There must be something in the air and it is not Spring. It is just over a year since I wrote the post Happy Families about the turmoil within my family. Now I find myself penning another post along the same lines. What is it, I wonder, about this time of the year? After I brought my mother up to Cheshire from Sussex, in April last year my relationship with my brother improved and recently when he has visited my mother I have invited him back here for a cup of tea. Only a few weeks ago the two of us enjoyed a chat and a cup of tea in our snug. Little did I know that behind the scenes he was up to his old tricks. I now regret that second chance that I gave him. I should have known that a leopard does not change its' spots.

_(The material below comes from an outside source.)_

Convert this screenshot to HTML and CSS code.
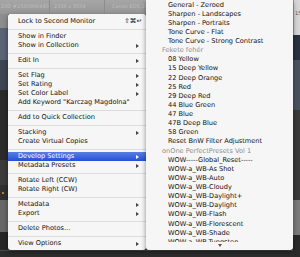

Last month one Saturday morning there was a telephone call for me, just as I was sitting down to breakfast. I know that we are not early risers at the weekend but this call was from the Department of Work and Pensions (DWP). I thought that they were a Monday to Friday 9-5 operation. And this is the second time in a few months that they have phoned me at this time on a Saturday. It won't happen again. The phone now stays switched off, at the weekend, until after we have had breakfast. Husband watched with puzzled concern as he listened to my half of the conversation. My brother had written to the DWP asking for my mother's benefits to be paid to him. I was furious. When I managed to get my mother into a residential home near to me in Cheshire, he agreed that I would be responsible for my mother's welfare which strictly speaking includes her benefits. At that time the only benefit that she was getting was the state pension as my brother had not bothered to apply for the attendance allowance to which she was also entitled by virtue of being over 65 and having a long term health problem. So it was me who went to the trouble of completing the lengthy application form, on my mother's behalf for attendance allowance. After weeks of deliberation the DWP awarded my mother attendance allowance and decided to pay it to me, in the full knowledge that my brother was in the process of registering Power of Attorney in my mother's name. DWP rules meant that Mum's state pension would also be paid to me. Up until then that had been paid into my mother's account, which my brother had access to.
I use the money to pay for any clothes that my mother needs, toiletries, sweets, hairdressing, chiropody and dental charges and at the end of each month I have transferred the unspent money into my mother's bank account, which meant that my brother had access to it albeit a week or two later than if it was paid to him. But that is not good enough for my brother. He wants the benefits paid to him, which means that I have to spend my money, rather than my mother's money, on my mother. Then claim back from him what I have spent. Since I brought my mother up here my part time job has become very part time, as I have had to turn down some offers of work, which means that I really do not earn enough to support the level of spending necessary some months. As it is I have to buy everything for my mother separately and keep the receipts. Claiming back what I have spent is another unnecessary hurdle in my already complicated life. How much money does he need? He already has access to my parents/mother's savings and now that my mother's bungalow has sold, he has the six figure proceeds from that to think about. I know that he pays the care home fees out of the savings, but does he really need Mum's benefits as well? It is a matter of principal and I have to ask myself how much lower can he stoop?
The DWP have advised me that benefits do not have to be paid to the holder of Power of Attorney, but because my brother has asked for them to be paid to him they have to do so.